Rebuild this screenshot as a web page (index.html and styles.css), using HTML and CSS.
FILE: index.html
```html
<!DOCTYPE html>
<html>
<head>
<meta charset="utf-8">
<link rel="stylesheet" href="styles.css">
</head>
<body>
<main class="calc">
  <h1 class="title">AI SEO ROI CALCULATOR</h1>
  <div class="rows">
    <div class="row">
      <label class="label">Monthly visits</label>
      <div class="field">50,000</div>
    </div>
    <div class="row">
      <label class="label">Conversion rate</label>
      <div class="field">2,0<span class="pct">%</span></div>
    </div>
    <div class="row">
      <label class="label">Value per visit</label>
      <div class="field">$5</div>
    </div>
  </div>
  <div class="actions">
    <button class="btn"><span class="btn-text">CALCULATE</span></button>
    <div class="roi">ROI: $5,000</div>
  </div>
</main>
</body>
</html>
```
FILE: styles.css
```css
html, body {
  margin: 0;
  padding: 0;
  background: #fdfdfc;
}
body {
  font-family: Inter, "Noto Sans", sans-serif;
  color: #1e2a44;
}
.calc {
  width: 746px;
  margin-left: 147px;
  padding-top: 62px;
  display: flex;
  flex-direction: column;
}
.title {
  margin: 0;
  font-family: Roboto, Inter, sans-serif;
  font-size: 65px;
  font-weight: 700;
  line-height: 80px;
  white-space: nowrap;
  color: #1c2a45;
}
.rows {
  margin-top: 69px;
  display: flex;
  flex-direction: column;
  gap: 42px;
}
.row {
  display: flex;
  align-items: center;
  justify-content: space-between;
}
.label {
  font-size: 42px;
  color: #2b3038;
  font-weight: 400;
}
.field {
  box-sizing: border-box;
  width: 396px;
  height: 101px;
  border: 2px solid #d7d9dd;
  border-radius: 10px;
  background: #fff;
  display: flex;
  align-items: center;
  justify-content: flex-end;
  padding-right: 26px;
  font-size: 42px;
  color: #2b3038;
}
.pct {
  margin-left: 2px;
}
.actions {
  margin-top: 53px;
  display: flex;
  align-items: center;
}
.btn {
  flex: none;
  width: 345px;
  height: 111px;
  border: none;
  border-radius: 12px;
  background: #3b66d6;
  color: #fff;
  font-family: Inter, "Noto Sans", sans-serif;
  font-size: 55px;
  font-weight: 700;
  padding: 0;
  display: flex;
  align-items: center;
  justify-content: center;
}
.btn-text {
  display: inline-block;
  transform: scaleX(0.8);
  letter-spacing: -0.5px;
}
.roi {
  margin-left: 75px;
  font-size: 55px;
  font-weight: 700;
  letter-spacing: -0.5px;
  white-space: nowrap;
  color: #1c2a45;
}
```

====================

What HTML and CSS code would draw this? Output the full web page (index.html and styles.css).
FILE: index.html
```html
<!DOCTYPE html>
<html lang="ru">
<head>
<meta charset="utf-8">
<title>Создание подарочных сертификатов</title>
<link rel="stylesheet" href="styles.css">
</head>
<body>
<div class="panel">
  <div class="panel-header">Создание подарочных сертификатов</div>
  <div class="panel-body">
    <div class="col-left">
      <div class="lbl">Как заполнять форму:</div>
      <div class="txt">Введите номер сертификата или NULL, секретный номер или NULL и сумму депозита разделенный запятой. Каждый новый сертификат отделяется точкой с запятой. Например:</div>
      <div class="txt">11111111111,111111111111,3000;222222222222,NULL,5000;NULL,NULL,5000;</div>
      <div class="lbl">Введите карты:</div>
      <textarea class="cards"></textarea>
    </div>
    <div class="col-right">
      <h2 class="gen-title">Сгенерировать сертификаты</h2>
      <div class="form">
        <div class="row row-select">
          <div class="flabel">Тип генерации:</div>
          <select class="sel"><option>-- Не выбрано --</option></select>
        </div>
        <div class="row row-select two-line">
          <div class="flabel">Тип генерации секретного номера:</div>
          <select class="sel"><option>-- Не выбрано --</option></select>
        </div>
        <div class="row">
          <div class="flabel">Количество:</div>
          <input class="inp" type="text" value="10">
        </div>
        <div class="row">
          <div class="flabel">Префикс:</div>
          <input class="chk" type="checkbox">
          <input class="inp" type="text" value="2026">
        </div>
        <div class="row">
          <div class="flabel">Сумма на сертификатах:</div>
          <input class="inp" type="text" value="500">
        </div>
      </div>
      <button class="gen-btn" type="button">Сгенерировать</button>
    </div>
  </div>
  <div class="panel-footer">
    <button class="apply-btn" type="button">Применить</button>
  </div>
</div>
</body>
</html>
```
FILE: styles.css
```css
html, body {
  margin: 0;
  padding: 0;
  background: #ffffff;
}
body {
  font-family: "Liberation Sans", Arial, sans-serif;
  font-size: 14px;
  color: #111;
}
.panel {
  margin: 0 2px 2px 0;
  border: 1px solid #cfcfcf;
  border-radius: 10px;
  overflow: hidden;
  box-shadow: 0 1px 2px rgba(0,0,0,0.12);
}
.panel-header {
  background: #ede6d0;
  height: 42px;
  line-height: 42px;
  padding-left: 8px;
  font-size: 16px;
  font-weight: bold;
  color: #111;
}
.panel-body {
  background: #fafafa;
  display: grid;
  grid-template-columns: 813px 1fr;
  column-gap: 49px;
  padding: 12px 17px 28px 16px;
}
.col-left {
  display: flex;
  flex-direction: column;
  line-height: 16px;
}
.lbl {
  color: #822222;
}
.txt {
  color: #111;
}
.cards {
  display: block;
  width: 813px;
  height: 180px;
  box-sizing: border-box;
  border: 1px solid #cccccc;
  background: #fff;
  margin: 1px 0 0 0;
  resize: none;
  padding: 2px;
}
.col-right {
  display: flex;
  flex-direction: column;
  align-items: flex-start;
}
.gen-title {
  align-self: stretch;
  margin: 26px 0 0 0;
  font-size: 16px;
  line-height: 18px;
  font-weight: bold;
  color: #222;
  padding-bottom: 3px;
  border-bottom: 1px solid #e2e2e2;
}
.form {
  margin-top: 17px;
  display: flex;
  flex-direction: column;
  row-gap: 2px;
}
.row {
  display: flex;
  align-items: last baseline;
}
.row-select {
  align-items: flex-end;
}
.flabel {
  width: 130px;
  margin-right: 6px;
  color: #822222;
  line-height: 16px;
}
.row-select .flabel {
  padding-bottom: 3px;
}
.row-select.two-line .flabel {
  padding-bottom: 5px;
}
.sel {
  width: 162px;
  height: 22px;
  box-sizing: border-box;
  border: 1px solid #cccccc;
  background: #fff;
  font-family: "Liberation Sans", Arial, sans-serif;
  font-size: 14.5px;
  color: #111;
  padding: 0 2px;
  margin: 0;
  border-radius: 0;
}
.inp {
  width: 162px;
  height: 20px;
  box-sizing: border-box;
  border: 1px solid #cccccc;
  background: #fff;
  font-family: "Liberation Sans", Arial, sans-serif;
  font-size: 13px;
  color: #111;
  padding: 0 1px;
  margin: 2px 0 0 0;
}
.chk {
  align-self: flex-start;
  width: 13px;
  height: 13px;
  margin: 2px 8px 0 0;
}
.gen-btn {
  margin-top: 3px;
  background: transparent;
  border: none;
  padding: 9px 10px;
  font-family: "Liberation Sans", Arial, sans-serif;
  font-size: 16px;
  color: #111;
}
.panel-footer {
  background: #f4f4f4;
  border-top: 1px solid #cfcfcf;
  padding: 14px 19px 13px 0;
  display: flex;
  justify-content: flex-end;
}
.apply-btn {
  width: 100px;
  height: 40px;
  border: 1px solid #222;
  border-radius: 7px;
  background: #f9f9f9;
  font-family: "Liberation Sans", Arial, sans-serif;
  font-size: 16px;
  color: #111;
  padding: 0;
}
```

====================

Task instructions => Where a line in the material contains "this", copy that line.

Response =>
Rebuild this screenshot as a web page (index.html and styles.css), using HTML and CSS.
What HTML and CSS code would draw this? Output the full web page (index.html and styles.css).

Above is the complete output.